Task to carry out:
Scan the records for the string "this"; copy each line where it occurs.

Extracted information:
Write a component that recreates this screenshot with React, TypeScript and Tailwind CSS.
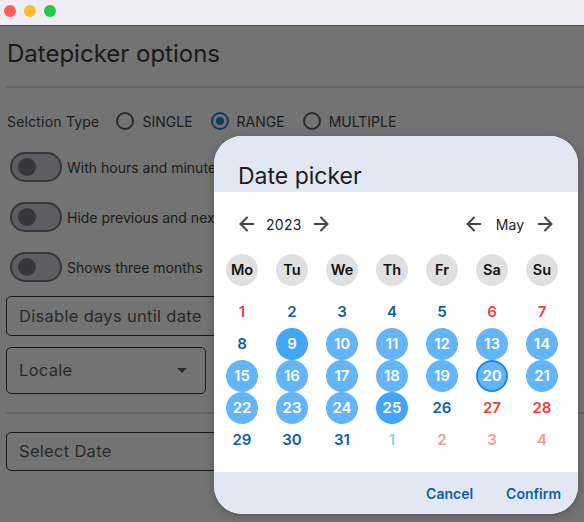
---
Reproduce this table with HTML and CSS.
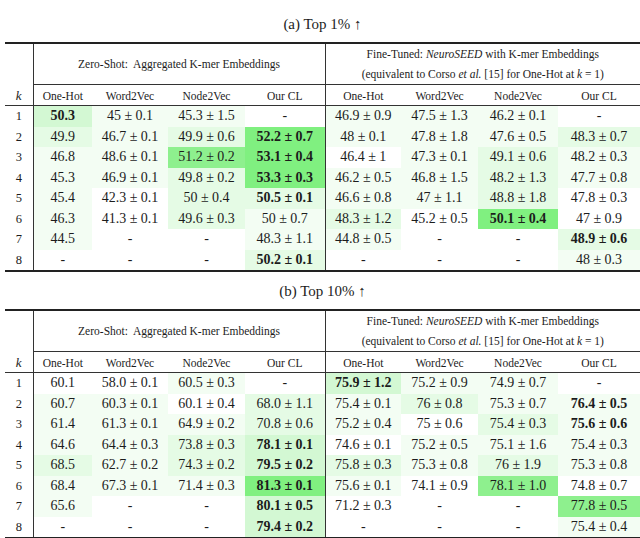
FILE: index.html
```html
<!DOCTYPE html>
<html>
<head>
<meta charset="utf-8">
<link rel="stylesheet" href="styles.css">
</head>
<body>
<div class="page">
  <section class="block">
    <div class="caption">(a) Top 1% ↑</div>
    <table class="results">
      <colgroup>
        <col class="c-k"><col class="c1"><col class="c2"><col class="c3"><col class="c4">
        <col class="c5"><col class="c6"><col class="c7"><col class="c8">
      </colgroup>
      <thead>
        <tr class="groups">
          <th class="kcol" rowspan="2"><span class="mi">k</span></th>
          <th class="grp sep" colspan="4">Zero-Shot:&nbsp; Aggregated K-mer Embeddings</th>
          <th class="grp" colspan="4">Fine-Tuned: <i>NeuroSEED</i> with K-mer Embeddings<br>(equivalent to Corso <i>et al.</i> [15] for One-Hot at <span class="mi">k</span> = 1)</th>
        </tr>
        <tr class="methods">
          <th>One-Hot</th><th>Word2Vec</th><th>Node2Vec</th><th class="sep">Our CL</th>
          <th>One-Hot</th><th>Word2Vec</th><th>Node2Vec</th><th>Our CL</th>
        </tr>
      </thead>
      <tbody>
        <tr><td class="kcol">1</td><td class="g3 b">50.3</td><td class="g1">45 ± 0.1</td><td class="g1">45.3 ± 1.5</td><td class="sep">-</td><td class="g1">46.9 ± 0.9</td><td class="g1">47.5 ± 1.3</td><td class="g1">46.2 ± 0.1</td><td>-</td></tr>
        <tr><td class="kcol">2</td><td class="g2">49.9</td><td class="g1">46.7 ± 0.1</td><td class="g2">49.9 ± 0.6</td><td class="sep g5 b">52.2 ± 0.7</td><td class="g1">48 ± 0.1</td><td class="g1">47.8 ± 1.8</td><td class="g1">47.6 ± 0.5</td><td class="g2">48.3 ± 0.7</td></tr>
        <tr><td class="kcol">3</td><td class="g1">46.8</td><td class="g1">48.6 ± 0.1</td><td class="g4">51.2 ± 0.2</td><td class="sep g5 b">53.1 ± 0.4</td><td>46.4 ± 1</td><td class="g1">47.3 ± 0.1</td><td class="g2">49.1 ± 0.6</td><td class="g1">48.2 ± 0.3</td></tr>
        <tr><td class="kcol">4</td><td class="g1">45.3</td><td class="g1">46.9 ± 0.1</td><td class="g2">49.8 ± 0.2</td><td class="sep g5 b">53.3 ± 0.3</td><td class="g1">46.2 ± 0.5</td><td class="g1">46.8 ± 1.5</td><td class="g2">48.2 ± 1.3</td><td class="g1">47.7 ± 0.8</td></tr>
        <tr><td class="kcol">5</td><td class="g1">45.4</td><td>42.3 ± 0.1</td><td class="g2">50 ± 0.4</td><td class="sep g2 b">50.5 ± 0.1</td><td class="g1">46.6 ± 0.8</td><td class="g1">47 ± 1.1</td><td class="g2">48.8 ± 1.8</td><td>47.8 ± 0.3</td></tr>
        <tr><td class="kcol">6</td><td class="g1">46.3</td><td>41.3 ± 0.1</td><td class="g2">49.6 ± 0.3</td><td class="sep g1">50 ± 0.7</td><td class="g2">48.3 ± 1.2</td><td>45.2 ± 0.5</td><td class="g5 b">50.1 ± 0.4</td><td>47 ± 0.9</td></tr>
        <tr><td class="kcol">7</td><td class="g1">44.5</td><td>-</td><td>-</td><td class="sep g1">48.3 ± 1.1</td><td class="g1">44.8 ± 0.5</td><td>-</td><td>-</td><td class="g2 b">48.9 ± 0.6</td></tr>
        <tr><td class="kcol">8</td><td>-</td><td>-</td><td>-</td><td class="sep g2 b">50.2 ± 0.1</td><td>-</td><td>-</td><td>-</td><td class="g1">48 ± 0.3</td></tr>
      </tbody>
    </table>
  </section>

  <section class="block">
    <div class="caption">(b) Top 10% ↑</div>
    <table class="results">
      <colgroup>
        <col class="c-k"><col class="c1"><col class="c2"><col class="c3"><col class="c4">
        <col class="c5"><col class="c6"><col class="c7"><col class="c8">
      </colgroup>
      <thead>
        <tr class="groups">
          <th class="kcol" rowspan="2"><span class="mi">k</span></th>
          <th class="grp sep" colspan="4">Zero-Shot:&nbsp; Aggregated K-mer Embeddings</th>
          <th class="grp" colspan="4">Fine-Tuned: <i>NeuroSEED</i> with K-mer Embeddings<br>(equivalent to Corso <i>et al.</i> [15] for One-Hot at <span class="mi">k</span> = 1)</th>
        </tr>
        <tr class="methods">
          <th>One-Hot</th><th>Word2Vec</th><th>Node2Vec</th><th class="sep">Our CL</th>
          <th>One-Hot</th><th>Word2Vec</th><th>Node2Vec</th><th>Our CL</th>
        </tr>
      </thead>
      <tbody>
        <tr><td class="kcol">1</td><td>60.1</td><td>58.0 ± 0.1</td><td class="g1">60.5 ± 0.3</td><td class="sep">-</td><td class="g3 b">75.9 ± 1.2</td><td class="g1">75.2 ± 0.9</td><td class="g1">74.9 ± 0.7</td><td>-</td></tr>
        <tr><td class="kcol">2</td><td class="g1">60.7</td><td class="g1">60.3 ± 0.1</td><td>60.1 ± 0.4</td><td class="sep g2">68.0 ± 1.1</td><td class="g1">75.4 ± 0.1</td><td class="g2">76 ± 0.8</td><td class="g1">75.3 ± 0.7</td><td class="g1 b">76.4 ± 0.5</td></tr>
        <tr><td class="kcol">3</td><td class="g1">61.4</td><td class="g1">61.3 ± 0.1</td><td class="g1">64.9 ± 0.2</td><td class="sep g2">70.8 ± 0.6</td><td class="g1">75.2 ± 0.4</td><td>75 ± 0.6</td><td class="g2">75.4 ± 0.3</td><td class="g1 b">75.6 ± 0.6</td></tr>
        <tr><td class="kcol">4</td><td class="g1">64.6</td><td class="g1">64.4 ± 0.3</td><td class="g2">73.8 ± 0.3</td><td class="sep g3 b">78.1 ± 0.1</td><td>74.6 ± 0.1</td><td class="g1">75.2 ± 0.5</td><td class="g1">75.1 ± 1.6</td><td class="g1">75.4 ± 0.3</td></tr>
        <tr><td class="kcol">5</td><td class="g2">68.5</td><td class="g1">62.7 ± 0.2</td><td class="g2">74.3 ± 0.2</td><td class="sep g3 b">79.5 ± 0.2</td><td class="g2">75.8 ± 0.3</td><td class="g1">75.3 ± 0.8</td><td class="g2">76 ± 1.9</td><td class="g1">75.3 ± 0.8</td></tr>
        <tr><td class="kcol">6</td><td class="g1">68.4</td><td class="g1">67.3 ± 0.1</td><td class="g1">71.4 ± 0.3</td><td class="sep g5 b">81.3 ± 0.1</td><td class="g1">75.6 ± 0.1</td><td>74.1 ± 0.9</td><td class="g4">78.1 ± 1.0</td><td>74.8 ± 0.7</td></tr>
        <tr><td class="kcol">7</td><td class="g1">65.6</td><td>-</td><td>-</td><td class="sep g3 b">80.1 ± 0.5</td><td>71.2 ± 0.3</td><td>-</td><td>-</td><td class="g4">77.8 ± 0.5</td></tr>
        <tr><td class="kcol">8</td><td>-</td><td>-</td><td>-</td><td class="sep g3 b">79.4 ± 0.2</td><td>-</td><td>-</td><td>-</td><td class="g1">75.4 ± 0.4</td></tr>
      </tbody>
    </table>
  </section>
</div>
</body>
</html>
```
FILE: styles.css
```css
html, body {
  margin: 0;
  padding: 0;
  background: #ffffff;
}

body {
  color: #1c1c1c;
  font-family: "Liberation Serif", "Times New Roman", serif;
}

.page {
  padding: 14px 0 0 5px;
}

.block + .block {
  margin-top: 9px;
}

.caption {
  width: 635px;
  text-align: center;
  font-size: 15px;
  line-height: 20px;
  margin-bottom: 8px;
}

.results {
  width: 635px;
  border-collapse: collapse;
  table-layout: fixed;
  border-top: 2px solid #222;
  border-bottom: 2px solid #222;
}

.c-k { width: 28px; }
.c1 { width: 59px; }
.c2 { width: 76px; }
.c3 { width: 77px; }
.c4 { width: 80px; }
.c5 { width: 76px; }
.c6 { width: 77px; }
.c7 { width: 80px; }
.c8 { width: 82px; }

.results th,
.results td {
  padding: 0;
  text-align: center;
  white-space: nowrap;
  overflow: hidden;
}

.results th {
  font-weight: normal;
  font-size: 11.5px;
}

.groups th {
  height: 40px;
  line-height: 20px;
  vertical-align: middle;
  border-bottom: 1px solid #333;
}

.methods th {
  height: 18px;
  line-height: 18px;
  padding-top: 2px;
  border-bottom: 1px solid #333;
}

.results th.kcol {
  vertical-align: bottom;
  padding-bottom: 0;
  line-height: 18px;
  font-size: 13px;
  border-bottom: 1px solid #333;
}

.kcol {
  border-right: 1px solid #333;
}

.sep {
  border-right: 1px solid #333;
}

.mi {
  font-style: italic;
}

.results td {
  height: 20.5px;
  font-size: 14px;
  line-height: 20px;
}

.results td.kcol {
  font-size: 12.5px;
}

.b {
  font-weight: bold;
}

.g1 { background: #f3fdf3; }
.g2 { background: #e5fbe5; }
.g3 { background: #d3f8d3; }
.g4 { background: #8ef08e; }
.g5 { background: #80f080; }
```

The completed task:
Write a component that recreates this screenshot with React, TypeScript and Tailwind CSS.
Reproduce this table with HTML and CSS.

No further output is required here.